Tuesday, September 6, 2016

Jane Siberry

Jane Siberry, Toronto, August 1993

I FIRST HEARD JANE SIBERRY WHEN "MIMI ON THE BEACH" WAS A HIT on the radio in my college years. Ten years later I was assigned to photograph her for NOW at her home, somewhere in or around the Annex neighbourhood in Toronto - what I remember as a little two-storey house with a big garden. I was expecting someone a bit quirky and distant, and that was exactly who I met, so I set about trying to take a portrait of a subject who didn't seem much interested in addressing my camera.

This must have been a cover shoot because I did two rolls of colour 120 film - cross-processed in different directions - and a single roll of black and white 35mm. The shot at the top was the one that suggested itself most strongly - a big vase of oversized blooms sitting under a skylight near the front door. Her all-white outfit looked vaguely futuristic, so I framed the shot like a still from a sci-fi film - arranging flowers on some moon colony where the plants grow bigger.

Jane Siberry, Toronto, August 1993

Out in the garden I went for something a bit more pre-Raphaelite, posing Siberry among the vines and leaves, with her dog curled up by her feet. I didn't give her much direction - I rarely do - and just shot while she gave the old dog the sort of attention old dogs like - soothing pats and back rubs.
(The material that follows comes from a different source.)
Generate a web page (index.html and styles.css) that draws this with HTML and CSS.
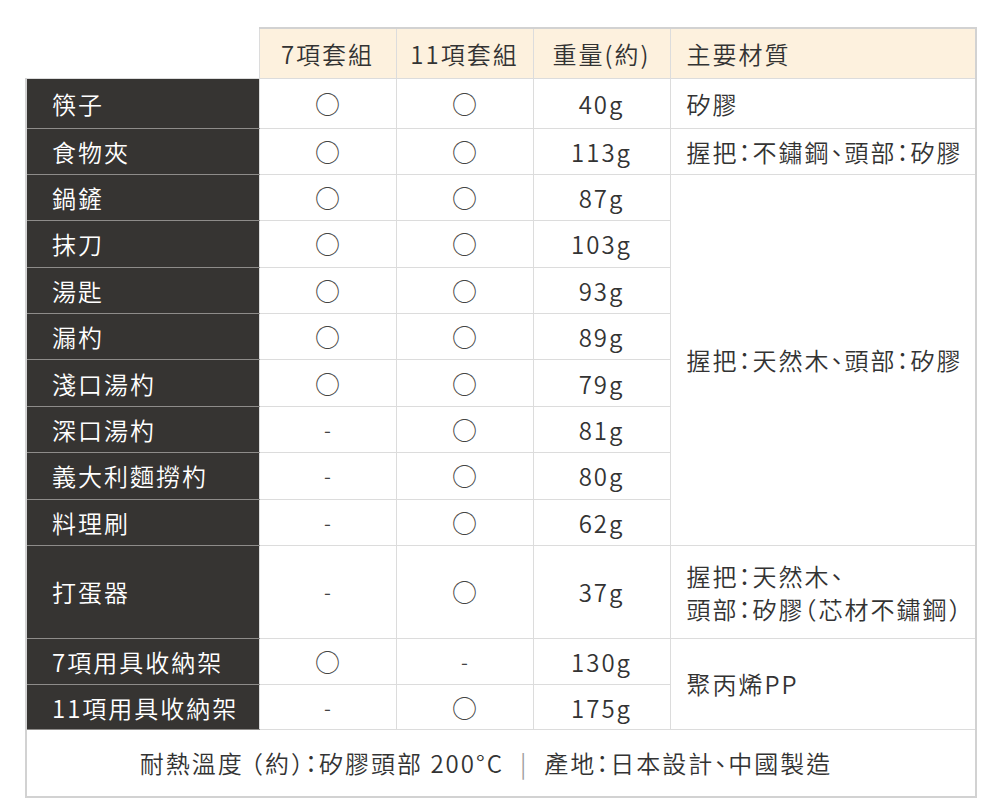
FILE: index.html
```html
<!DOCTYPE html>
<html lang="zh-Hant">
<head>
<meta charset="utf-8">
<title>規格表</title>
<link rel="stylesheet" href="styles.css">
</head>
<body>
<table class="spec">
  <colgroup>
    <col class="c-label"><col class="c-set"><col class="c-set"><col class="c-wt"><col class="c-mat">
  </colgroup>
  <thead>
    <tr class="r-head">
      <th class="corner"></th>
      <th class="h">7項套組</th>
      <th class="h">11項套組</th>
      <th class="h">重量(約)</th>
      <th class="h mat">主要材質</th>
    </tr>
  </thead>
  <tbody>
    <tr class="r-first">
      <th class="label">筷子</th><td class="mk">○</td><td class="mk">○</td><td class="wt">40g</td><td class="mat">矽膠</td>
    </tr>
    <tr>
      <th class="label">食物夾</th><td class="mk">○</td><td class="mk">○</td><td class="wt">113g</td><td class="mat">握把：不鏽鋼、頭部：矽膠</td>
    </tr>
    <tr>
      <th class="label">鍋鏟</th><td class="mk">○</td><td class="mk">○</td><td class="wt">87g</td><td class="mat" rowspan="8">握把：天然木、頭部：矽膠</td>
    </tr>
    <tr>
      <th class="label">抹刀</th><td class="mk">○</td><td class="mk">○</td><td class="wt">103g</td>
    </tr>
    <tr>
      <th class="label">湯匙</th><td class="mk">○</td><td class="mk">○</td><td class="wt">93g</td>
    </tr>
    <tr>
      <th class="label">漏杓</th><td class="mk">○</td><td class="mk">○</td><td class="wt">89g</td>
    </tr>
    <tr>
      <th class="label">淺口湯杓</th><td class="mk">○</td><td class="mk">○</td><td class="wt">79g</td>
    </tr>
    <tr>
      <th class="label">深口湯杓</th><td class="mk dash">-</td><td class="mk">○</td><td class="wt">81g</td>
    </tr>
    <tr>
      <th class="label">義大利麵撈杓</th><td class="mk dash">-</td><td class="mk">○</td><td class="wt">80g</td>
    </tr>
    <tr>
      <th class="label">料理刷</th><td class="mk dash">-</td><td class="mk">○</td><td class="wt">62g</td>
    </tr>
    <tr class="r-tall">
      <th class="label">打蛋器</th><td class="mk dash">-</td><td class="mk">○</td><td class="wt">37g</td><td class="mat">握把：天然木、<br>頭部：矽膠（芯材不鏽鋼）</td>
    </tr>
    <tr>
      <th class="label">7項用具收納架</th><td class="mk">○</td><td class="mk dash">-</td><td class="wt">130g</td><td class="mat" rowspan="2">聚丙烯PP</td>
    </tr>
    <tr class="r-last">
      <th class="label">11項用具收納架</th><td class="mk dash">-</td><td class="mk">○</td><td class="wt">175g</td>
    </tr>
  </tbody>
  <tfoot>
    <tr class="r-foot">
      <td class="foot" colspan="5">耐熱溫度 （約）：矽膠頭部 200°C<span class="sep">|</span>產地：日本設計、中國製造</td>
    </tr>
  </tfoot>
</table>
</body>
</html>
```
FILE: styles.css
```css
html, body {
  margin: 0;
  padding: 0;
  background: #ffffff;
}
body {
  padding: 27px 25px 0 25px;
  font-family: "Noto Sans CJK TC", "Noto Sans", sans-serif;
  color: #333333;
}
.spec {
  width: 950px;
  table-layout: fixed;
  border-collapse: collapse;
  border: 2px solid #d2d2d2;
  font-size: 24px;
  line-height: 33px;
  letter-spacing: 2px;
  font-feature-settings: "halt" 1;
}
.c-label { width: 233px; }
.c-set { width: 137px; }
.c-wt { width: 137px; }
.c-mat { width: 306px; }

.spec th, .spec td {
  border: 1px solid #dcdcdc;
  padding: 0;
  vertical-align: middle;
  font-weight: 350;
}
.spec .r-head { height: 50px; }
.spec .r-first { height: 50px; }
.spec tbody tr { height: 46.4px; }
.spec .r-tall { height: 92.6px; }
.spec .r-last { height: 45px; }
.spec .r-foot { height: 67px; }

.spec .corner {
  border-top-style: hidden;
  border-left-style: hidden;
  background: #ffffff;
}
.spec .h {
  background: #fdf1de;
  text-align: center;
  color: #333333;
}
.spec .h.mat { text-align: left; padding-left: 16px; }

.spec .label {
  background: #363432;
  color: #ffffff;
  text-align: left;
  padding-left: 25px;
  border-top-color: #8e8c8a;
  border-bottom-color: #8e8c8a;
}
.spec .mk {
  text-align: center;
  font-size: 25px;
  letter-spacing: 0;
  color: #444444;
}
.spec .mk.dash { font-size: 20px; }
.spec .wt { text-align: center; }
.spec .mat { text-align: left; padding-left: 16px; }
.spec .foot {
  text-align: center;
  padding-right: 30px;
}
.sep {
  color: #a0a0a0;
  margin: 0 16px;
}
```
I didn't notice the echo of her gesture in the birdbath sculpture behind her until much later.

Jane Siberry, Toronto, August 1993

Finally, I wanted to do something with the dappled light coming through the trees overhead, and loaded in a roll of negative film for cross-processing as transparency. I knew the highlights would probably take on a peachy, blown-out cast while the shadows would come out cyan-blue - an otherworldy effect that seemed appropriate.

As with most negative-to-transparency cross-processing, the effect was very uncontrolled and a bit underwhelming, at least in the era before Photoshop. Over twenty years since I took this photo, I was finally able to change the balance between the shadows and highlights and bring out the stray colour effects to produce the sort of psychedelic pictorialism I had in my mind.
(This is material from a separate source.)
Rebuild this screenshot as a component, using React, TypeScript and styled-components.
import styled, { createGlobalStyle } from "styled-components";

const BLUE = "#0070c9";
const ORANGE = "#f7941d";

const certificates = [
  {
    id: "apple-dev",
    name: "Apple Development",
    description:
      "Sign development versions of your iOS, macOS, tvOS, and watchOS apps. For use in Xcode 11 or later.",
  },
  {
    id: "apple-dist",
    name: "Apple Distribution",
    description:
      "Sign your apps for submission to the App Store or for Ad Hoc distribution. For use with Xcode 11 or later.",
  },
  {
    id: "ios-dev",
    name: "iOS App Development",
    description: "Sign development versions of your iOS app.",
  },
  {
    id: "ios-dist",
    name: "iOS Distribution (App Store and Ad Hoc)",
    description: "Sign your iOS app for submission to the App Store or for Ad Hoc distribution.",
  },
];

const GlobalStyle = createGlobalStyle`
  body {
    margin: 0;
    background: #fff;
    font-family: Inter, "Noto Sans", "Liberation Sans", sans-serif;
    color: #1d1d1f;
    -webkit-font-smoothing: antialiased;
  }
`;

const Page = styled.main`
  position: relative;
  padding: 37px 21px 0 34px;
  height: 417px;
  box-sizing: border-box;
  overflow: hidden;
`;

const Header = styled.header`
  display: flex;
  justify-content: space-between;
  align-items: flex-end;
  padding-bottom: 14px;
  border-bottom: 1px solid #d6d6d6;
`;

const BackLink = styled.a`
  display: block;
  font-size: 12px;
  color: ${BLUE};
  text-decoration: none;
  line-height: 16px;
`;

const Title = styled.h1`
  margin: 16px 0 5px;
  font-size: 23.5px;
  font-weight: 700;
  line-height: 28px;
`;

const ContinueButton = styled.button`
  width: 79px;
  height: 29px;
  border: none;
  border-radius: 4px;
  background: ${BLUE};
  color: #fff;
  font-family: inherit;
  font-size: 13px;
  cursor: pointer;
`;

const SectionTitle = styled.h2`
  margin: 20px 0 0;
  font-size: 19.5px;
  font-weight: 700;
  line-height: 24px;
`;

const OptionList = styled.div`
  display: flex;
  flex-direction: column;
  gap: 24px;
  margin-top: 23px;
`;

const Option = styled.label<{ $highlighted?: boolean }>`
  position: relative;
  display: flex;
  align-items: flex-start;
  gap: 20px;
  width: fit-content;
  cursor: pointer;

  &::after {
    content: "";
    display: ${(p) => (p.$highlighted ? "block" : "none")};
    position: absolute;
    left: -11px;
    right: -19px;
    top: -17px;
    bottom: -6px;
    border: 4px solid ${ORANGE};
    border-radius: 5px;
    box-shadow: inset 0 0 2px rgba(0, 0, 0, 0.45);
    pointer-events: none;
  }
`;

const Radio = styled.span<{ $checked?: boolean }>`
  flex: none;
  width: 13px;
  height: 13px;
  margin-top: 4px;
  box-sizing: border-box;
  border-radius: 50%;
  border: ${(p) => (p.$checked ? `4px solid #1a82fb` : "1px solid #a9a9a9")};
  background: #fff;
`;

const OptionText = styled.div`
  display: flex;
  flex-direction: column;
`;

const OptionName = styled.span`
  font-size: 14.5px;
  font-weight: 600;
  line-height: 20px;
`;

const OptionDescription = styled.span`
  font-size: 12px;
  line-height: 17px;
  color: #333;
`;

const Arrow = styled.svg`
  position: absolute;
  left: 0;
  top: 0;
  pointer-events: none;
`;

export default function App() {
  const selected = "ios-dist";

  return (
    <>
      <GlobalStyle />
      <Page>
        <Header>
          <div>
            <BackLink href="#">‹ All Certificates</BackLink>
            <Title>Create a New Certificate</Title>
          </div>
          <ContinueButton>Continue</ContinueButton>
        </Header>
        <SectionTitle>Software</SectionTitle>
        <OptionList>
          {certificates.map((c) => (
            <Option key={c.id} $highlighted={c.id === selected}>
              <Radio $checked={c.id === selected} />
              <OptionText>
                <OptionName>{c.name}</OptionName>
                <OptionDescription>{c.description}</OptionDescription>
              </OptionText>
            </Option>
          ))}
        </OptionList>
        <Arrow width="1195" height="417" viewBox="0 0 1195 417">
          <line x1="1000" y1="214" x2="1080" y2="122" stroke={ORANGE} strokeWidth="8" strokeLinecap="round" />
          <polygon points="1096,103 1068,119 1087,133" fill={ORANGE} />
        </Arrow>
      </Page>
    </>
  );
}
Jane Siberry was on the verge of a major change in her career when I took these photos. The album she was promoting, When I Was A Boy, would be the last made with longtime collaborator Ken Myhr, and the second last for Reprise. She started her own label, Sheeba, moved to New York City, then moved back to Toronto. Even before digital downloading changed the way the music industry worked, she took charge of her career outside of the big label business model and turned music-making into a sort of cottage industry.

Ten years ago she sold most of her possession and her home - I'm presuming the one I photographed her in here - on eBay, kept one guitar and a few CDs and changed her name to Issa. She embarked on a European tour that saw her play cafes and fans' homes, and made her back catalogue downloadable on her website for free. In 2009 she changed her name back to Jane Siberry, and has put out her most recent records with crowdfunded support.

While I've never totally understood what Jane Siberry has done musically, it's hard not to respect someone who understood instinctively that the music business is not the most sympathetic to music making and acted accordingly. She has been - and this is a very loaded compliment - a very Canadian success story.